>> Start Given information
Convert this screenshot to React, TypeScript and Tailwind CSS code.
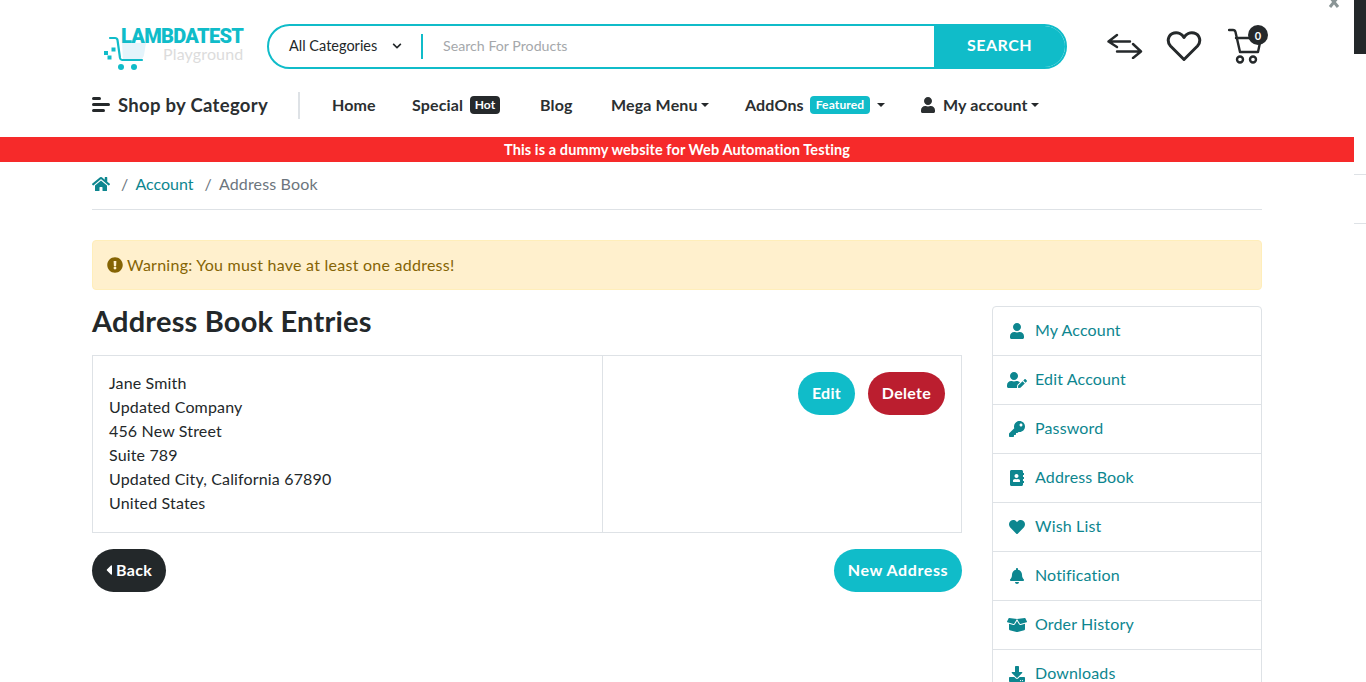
import React from 'react';
import {
  FaHome, FaUser, FaUserEdit, FaKey, FaAddressBook, FaHeart, FaBell, FaBoxOpen, FaDownload,
  FaExclamationCircle, FaCaretLeft, FaChevronDown,
} from 'react-icons/fa';

const SIDE_LINKS = [
  { label: 'My Account', icon: FaUser, size: 16 },
  { label: 'Edit Account', icon: FaUserEdit, size: 20 },
  { label: 'Password', icon: FaKey, size: 16 },
  { label: 'Address Book', icon: FaAddressBook, size: 16 },
  { label: 'Wish List', icon: FaHeart, size: 16 },
  { label: 'Notification', icon: FaBell, size: 16 },
  { label: 'Order History', icon: FaBoxOpen, size: 20 },
  { label: 'Downloads', icon: FaDownload, size: 16 },
];

const ADDRESS = ['Jane Smith', 'Updated Company', '456 New Street', 'Suite 789', 'Updated City, California 67890', 'United States'];

const Logo = () => (
  <div className="relative h-[46px] w-[140px] shrink-0">
    <svg width="44" height="44" viewBox="0 0 44 44" className="absolute left-0 top-[4px]">
      <path d="M20 16 H44 L42 28 Q41 33 36 33 H21 Z" fill="#e4f4fb" />
      <path d="M8 11 H13 Q15 11 15.5 13 L18 31 Q18.5 33 20 33 H40" fill="none" stroke="#10bcc9" strokeWidth="2.2" strokeLinecap="round" />
      <circle cx="19" cy="40" r="3" fill="#10bcc9" />
      <circle cx="32" cy="40" r="3" fill="#10bcc9" />
      <rect x="9.5" y="20.5" width="4" height="4" fill="#10bcc9" />
      <rect x="2" y="24" width="4" height="4" fill="#10bcc9" />
      <rect x="5.5" y="28.5" width="4" height="4" fill="#10bcc9" />
    </svg>
    <span className="absolute left-[19px] top-[4px] font-['Roboto',sans-serif] text-[20px] leading-[18px] font-black tracking-[-0.7px] whitespace-nowrap text-[#10bcc9]">LAMBDATEST</span>
    <span className="absolute left-[61px] top-[22px] text-[16px] leading-[18px] whitespace-nowrap text-[#dcdcdc]">Playground</span>
  </div>
);

const Caret = () => <span className="ml-[4px] inline-block h-0 w-0 shrink-0 border-x-[4.5px] border-t-[4.5px] border-x-transparent border-t-[#25292b]" />;

const App: React.FC = () => {
  return (
    <div className="relative flex h-[682px] w-[1366px] overflow-hidden bg-white font-['Lato','Noto_Sans',sans-serif] text-[16px] tracking-[0.15px] text-[#23282a]">
      <div className="w-[1354px] shrink-0">
        <header className="mx-auto w-[1170px]">
          <div className="flex h-[92px] items-center">
            <div className="ml-[10px] mr-[25px] shrink-0"><Logo /></div>
            <div className="flex h-[45px] w-[800px] shrink-0 overflow-hidden rounded-full border-2 border-[#10bcc9]">
              <div className="flex w-[152px] items-center justify-between pl-[20px] pr-[19px] text-[14.5px] tracking-normal">
                <span>All Categories</span>
                <FaChevronDown size={10} />
              </div>
              <div className="my-auto h-[25px] w-[2px] bg-[#10bcc9]" />
              <div className="flex flex-1 items-center pb-[1px] pl-[20px] text-[14.2px] tracking-normal text-[#a5a8ab]">Search For Products</div>
              <div className="flex w-[131px] items-center justify-center bg-[#10bcc9] pb-[2px] text-[16px] font-bold tracking-[0.5px] text-white">SEARCH</div>
            </div>
            <svg width="36" height="26" viewBox="0 0 36 26" className="ml-[40px] shrink-0" fill="none" stroke="#25292b" strokeWidth="2.4" strokeLinecap="round" strokeLinejoin="round">
              <path d="M10 2 L1.5 8.5 L10 14 M1.5 8.5 H23" />
              <path d="M26 11 L34 18.5 L26 25 M10 18.5 H34" />
            </svg>
            <svg width="36" height="32" viewBox="0 0 36 32" className="ml-[23px] shrink-0" fill="none" stroke="#25292b" strokeWidth="3" strokeLinejoin="round">
              <path d="M18 29.5 L4.5 16 C0.5 11.5 2 4.5 8 3 C12 2 16 4 18 7.5 C20 4 24 2 28 3 C34 4.5 35.5 11.5 31.5 16 Z" />
            </svg>
            <div className="relative ml-[26px] h-[38px] w-[36px] shrink-0">
              <svg width="36" height="38" viewBox="0 0 36 38" className="absolute left-0 top-0" fill="none" stroke="#25292b" strokeWidth="2.4" strokeLinecap="round" strokeLinejoin="round">
                <path d="M1 3 H5 Q7 3 7.5 5 L12 25 H30 L33 11 H8" />
                <circle cx="12" cy="32.5" r="3" />
                <circle cx="25" cy="32.5" r="3" />
              </svg>
              <span className="absolute left-[20px] top-[-2px] flex h-[20px] w-[20px] items-center justify-center rounded-full bg-[#25292b] text-[11px] font-bold leading-none text-white">0</span>
            </div>
          </div>
          <nav className="flex h-[45px] items-center pb-[19px] font-bold text-[#2b2f31]">
            <svg width="18" height="16" viewBox="0 0 18 16" fill="#25292b" className="mr-[8px]">
              <rect x="0" y="0" width="9" height="3" rx="1.5" />
              <rect x="0" y="6" width="18" height="3" rx="1.5" />
              <rect x="0" y="12" width="13" height="3" rx="1.5" />
            </svg>
            <span className="mt-[1px] w-[150px] text-[18.5px] tracking-[0.3px] whitespace-nowrap">Shop by Category</span>
            <span className="ml-[30px] h-[27px] w-[2px] bg-[#dee2e6]" />
            <span className="ml-[32px] w-[44px]">Home</span>
            <span className="ml-[36px] w-[54px]">Special</span>
            <span className="ml-[4px] flex h-[18px] w-[30px] items-center justify-center rounded-[4px] bg-[#25292b] text-[12px] text-white">Hot</span>
            <span className="ml-[40px] w-[35px]">Blog</span>
            <span className="ml-[36px] w-[86px] whitespace-nowrap">Mega Menu</span>
            <Caret />
            <span className="ml-[36px] w-[61px]">AddOns</span>
            <span className="ml-[4px] flex h-[18px] w-[60px] items-center justify-center rounded-[4px] bg-[#10bcc9] text-[12px] text-white">Featured</span>
            <span className="ml-[3px] flex items-center"><Caret /></span>
            <span className="ml-[35px] mr-[7px]"><FaUser size={16} /></span>
            <span className="w-[84px] whitespace-nowrap">My account</span>
            <Caret />
          </nav>
        </header>
        <div className="flex h-[25px] items-center justify-center bg-[#f62a2a] text-[14.5px] font-bold tracking-[0.1px] text-white">This is a dummy website for Web Automation Testing</div>
        <main className="mx-auto w-[1170px]">
          <div className="flex h-[48px] items-center border-b border-[#dee2e6] pb-[3px]">
            <FaHome size={18} className="text-[#0d868f]" />
            <span className="ml-[11px] text-[#6c757d]">/</span>
            <span className="ml-[7px] tracking-normal text-[#0d868f]">Account</span>
            <span className="ml-[11px] text-[#6c757d]">/</span>
            <span className="ml-[7px] text-[#6c757d]">Address Book</span>
          </div>
          <div className="mt-[30px] flex h-[50px] items-center gap-[4px] rounded-[4px] border border-[#ffeeba] bg-[#fff0cd] pl-[14px] text-[#856404]">
            <FaExclamationCircle size={16} />
            <span className="pb-[1px] tracking-[0.25px]">Warning: You must have at least one address!</span>
          </div>
          <div className="mt-[16px] flex items-start gap-[30px]">
            <div className="w-[870px]">
              <h1 className="flex h-[49px] items-center pb-[20px] text-[29px] font-bold tracking-[0.2px]">Address Book Entries</h1>
              <div className="flex h-[178px] border border-[#dee2e6]">
                <div className="w-[510px] border-r border-[#dee2e6] pl-[16px] pt-[15px] leading-[24px]">
                  {ADDRESS.map((line) => <div key={line}>{line}</div>)}
                </div>
                <div className="flex flex-1 items-start justify-end gap-[13px] pr-[16px] pt-[16px] font-bold tracking-[0.3px] text-white">
                  <span className="flex h-[43px] w-[57px] items-center justify-center rounded-full bg-[#10bcc9] pb-[2px]">Edit</span>
                  <span className="flex h-[43px] w-[77px] items-center justify-center rounded-full bg-[#bb1e2f] pb-[2px]">Delete</span>
                </div>
              </div>
              <div className="mt-[16px] flex justify-between font-bold tracking-[0.3px] text-white">
                <span className="flex h-[43px] w-[74px] items-center rounded-full bg-[#23282a] pb-[2px] pl-[9px]"><FaCaretLeft size={16} /><span className="-ml-[1px]">Back</span></span>
                <span className="flex h-[43px] w-[128px] items-center justify-center rounded-full bg-[#10bcc9] pb-[2px] tracking-[0.6px]">New Address</span>
              </div>
            </div>
            <aside className="w-[270px] shrink-0 rounded-t-[4px] border border-[#dee2e6] text-[#0d868f]">
              {SIDE_LINKS.map(({ label, icon: Icon, size }, i) => (
                <div key={label} className={`flex items-center ${i > 0 ? 'h-[49px] border-t border-[#dee2e6]' : 'h-[48px]'}`}>
                  <span className="flex w-[48px] items-center justify-center"><Icon size={size} /></span>
                  <span className="-ml-[6px] pb-[2px]">{label}</span>
                </div>
              ))}
            </aside>
          </div>
        </main>
      </div>
      <div className="w-[12px] shrink-0">
        <div className="h-[54px] bg-[#23282a]" />
        <div className="mt-[120px] h-[1px] bg-[#dee2e6]" />
        <div className="mt-[48px] h-[1px] bg-[#dee2e6]" />
      </div>
      <span className="absolute left-[1328px] top-[-5px] text-[#8a9596]"><svg width="12" height="14" viewBox="0 0 12 14" stroke="currentColor" strokeWidth="3"><path d="M2 2 L10 12 M10 2 L2 12" /></svg></span>
    </div>
  );
};

export default App;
>> End Given information
* _Set problem_
Leave out any pictures and return exactly the lines from the beginning of the data through the line with "const ADDRESS = ['Jane", inclusive.

* _Output for this exercise_
Convert this screenshot to React, TypeScript and Tailwind CSS code.
import React from 'react';
import {
  FaHome, FaUser, FaUserEdit, FaKey, FaAddressBook, FaHeart, FaBell, FaBoxOpen, FaDownload,
  FaExclamationCircle, FaCaretLeft, FaChevronDown,
} from 'react-icons/fa';

const SIDE_LINKS = [
  { label: 'My Account', icon: FaUser, size: 16 },
  { label: 'Edit Account', icon: FaUserEdit, size: 20 },
  { label: 'Password', icon: FaKey, size: 16 },
  { label: 'Address Book', icon: FaAddressBook, size: 16 },
  { label: 'Wish List', icon: FaHeart, size: 16 },
  { label: 'Notification', icon: FaBell, size: 16 },
  { label: 'Order History', icon: FaBoxOpen, size: 20 },
  { label: 'Downloads', icon: FaDownload, size: 16 },
];

const ADDRESS = ['Jane Smith', 'Updated Company', '456 New Street', 'Suite 789', 'Updated City, California 67890', 'United States'];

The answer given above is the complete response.